The defendant in an action for the recovery of money only may, at any time after service of notice and before the trial, serve upon the plaintiff or the plaintiff's attorney an offer in writing to allow judgment to be taken against the defendant for a specified sum with costs.

Section 677.8 further provides:

If the plaintiff accepts the offer, and gives notice thereof to the defendant or the defendant's attorney within five days after the offer is made, the offer, and an affidavit that the notice of acceptance was delivered in the time limited, may be filed by the plaintiff, or the defendant may file the acceptance with a copy of the offer, verified by affidavit; and in either case a minute of the offer and acceptance shall be entered upon the judge's calendar, and judgment shall be rendered by the court accordingly.

Iowa Rule of Civil Procedure 83(b) provides that whenever a party has a right to *410 do some act within a prescribed period of time after service of a notice or other paper, and notice is served by mail, three additional days are added to the prescribed period.

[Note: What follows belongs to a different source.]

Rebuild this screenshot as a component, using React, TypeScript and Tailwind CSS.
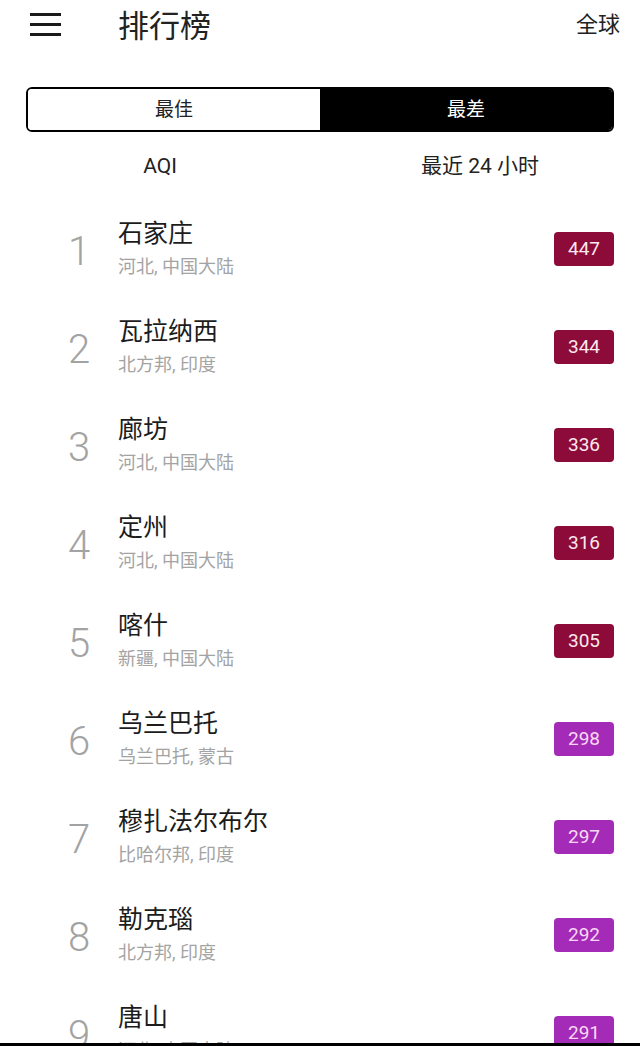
import React from 'react';

type City = {
  name: string;
  region: string;
  aqi: number;
};

const cities: City[] = [
  { name: '石家庄', region: '河北, 中国大陆', aqi: 447 },
  { name: '瓦拉纳西', region: '北方邦, 印度', aqi: 344 },
  { name: '廊坊', region: '河北, 中国大陆', aqi: 336 },
  { name: '定州', region: '河北, 中国大陆', aqi: 316 },
  { name: '喀什', region: '新疆, 中国大陆', aqi: 305 },
  { name: '乌兰巴托', region: '乌兰巴托, 蒙古', aqi: 298 },
  { name: '穆扎法尔布尔', region: '比哈尔邦, 印度', aqi: 297 },
  { name: '勒克瑙', region: '北方邦, 印度', aqi: 292 },
  { name: '唐山', region: '河北, 中国大陆', aqi: 291 },
];

// hazardous (>300) is maroon, very unhealthy is purple
function badgeClass(aqi: number) {
  return aqi > 300 ? 'bg-[#8d0b39] text-[#fbe9ef]' : 'bg-[#a42bb7] text-[#fbd9f6]';
}

export default function App() {
  return (
    <div
      className="w-[640px] h-[1046px] bg-white flex flex-col overflow-hidden text-[#222]"
      style={{ fontFamily: "Roboto, 'Noto Sans CJK SC', sans-serif" }}
    >
      {/* Header */}
      <div className="h-[56px] flex items-center pl-[30px] pr-[20px] shrink-0">
        <div className="w-[31px] flex flex-col gap-[7px] -mt-[8px]">
          <span className="block h-[3px] bg-[#1a1a1a]" />
          <span className="block h-[3px] bg-[#1a1a1a]" />
          <span className="block h-[3px] bg-[#1a1a1a]" />
        </div>
        <h1 className="ml-[57px] text-[31px] leading-none -mt-[4px] text-[#222]">排行榜</h1>
        <span className="ml-auto text-[22px] leading-none -mt-[6px] text-[#222]">全球</span>
      </div>

      {/* Best / worst toggle */}
      <div className="mx-[26px] mt-[31px] h-[45px] flex rounded-[6px] border-2 border-black overflow-hidden shrink-0">
        <button className="flex-1 bg-white text-[19px] text-[#222] pt-[2px]">最佳</button>
        <button className="flex-1 bg-black text-[19px] text-white pt-[2px]">最差</button>
      </div>

      {/* Column labels */}
      <div className="grid grid-cols-2 text-center text-[21px] text-[#222] mt-[19px] leading-[30px] shrink-0">
        <span>AQI</span>
        <span>最近 24 小时</span>
      </div>

      {/* Ranking list */}
      <div className="flex-1 overflow-hidden pt-[19px]">
        {cities.map((c, i) => (
          <div key={c.name} className="h-[98px] flex items-center pr-[26px]">
            <div className="w-[50px] ml-[54px] text-center text-[40px] font-light text-[#a3a3a3] pt-[6px]">
              {i + 1}
            </div>
            <div className="ml-[14px] flex flex-col">
              <span className="text-[25px] leading-[32px] text-[#1c1c1c]">{c.name}</span>
              <span className="text-[18px] leading-[26px] mt-[4px] text-[#a3a3a3]">{c.region}</span>
            </div>
            <div
              className={`ml-auto w-[60px] h-[34px] rounded-[4px] flex items-center justify-center text-[19px] ${badgeClass(c.aqi)}`}
            >
              {c.aqi}
            </div>
          </div>
        ))}
      </div>
      <div className="h-[3px] bg-black shrink-0" />
    </div>
  );
}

It is this rule upon which Harris particularly relies.[1]

Harris contends he gave notice of acceptance of the offer to confess judgment within these time frames. He argues that he had eight days—or until September 14, 1995—to accept Olson's offer. Because he delivered the notice of acceptance on September 13, Harris asserts his notice was timely.

The district court rejected this mechanical application of the statute, and so do we. The interpretation advanced by Harris, albeit faithful to the text, would defeat the very purpose underlying confession of judgment legislation.

The well-recognized purpose of chapter 677 is "to encourage settlement of disputes, put an end to litigation, and to prevent the accumulation of costs." Hughes v. Burlington N. R.R., 545 N.W.2d 318, 320 (Iowa 1996); see Shirley v. Pothast, 508 N.W.2d 712, 715 (Iowa 1993); Weaver Constr. Co. v. Heitland, 348 N.W.2d 230, 233 (Iowa 1984). Harris's view of the statute would permit a plaintiff to delay accepting a confession of judgment until after trial, in the hope of obtaining a higher money judgment. Such a tactic, however, would thwart the incentive to settle, which comes from uncertainty in the outcome of litigation. Shirley, 508 N.W.2d at 715. Adopting Harris's interpretation would promote increased litigation, not settlement. Rote application of the statute would trivialize the trial process.

Legislative intent, the polestar of statutory interpretation, guides our analysis. Doe v. Ray, 251 N.W.2d 496, 500 (Iowa 1977). In our search for legislative intent, we "consider the objects sought to be accomplished and the evils and mischiefs sought to be remedied," seeking a result that will advance, rather than defeat, the statute's purpose. Id. Placing an impractical or absurd construction on statutory language would contravene these fundamental rules. Shaw v. Soo Line R.R., 463 N.W.2d 51, 54 (Iowa 1990); cf. Heine v. Allen Mem'l Hosp. Corp., 549 N.W.2d 821, 824 (Iowa 1996) (literal reading of statute did not lead to absurd result).

Clearly the object sought by Harris—to hedge his bet on a higher recovery by delaying acceptance of Olson's confession of judgment—is inconsistent with the settlement-inducing intent of chapter 677. To construe the statute literally as Harris suggests would foster "judgment shopping," a patently absurd result. Accordingly we affirm the judgment of the district court, including the assessment of costs against Harris. See Iowa Code § 677.10 (plaintiff who fails to obtain judgment for more than offered by confession cannot recover costs and "shall pay the defendant's costs from the time of the offer").

AFFIRMED.

NOTES

[1] We recently held that the three-day grace period of rule 83(b) has no application to statutory time frames. Norgard v. Iowa Dep't of Transp., 555 N.W.2d 226, 229 (Iowa 1996). Because Norgard was announced after the district court's ruling in this case, we assume for the sake of argument that Harris may claim the benefit of rule 83(b) here.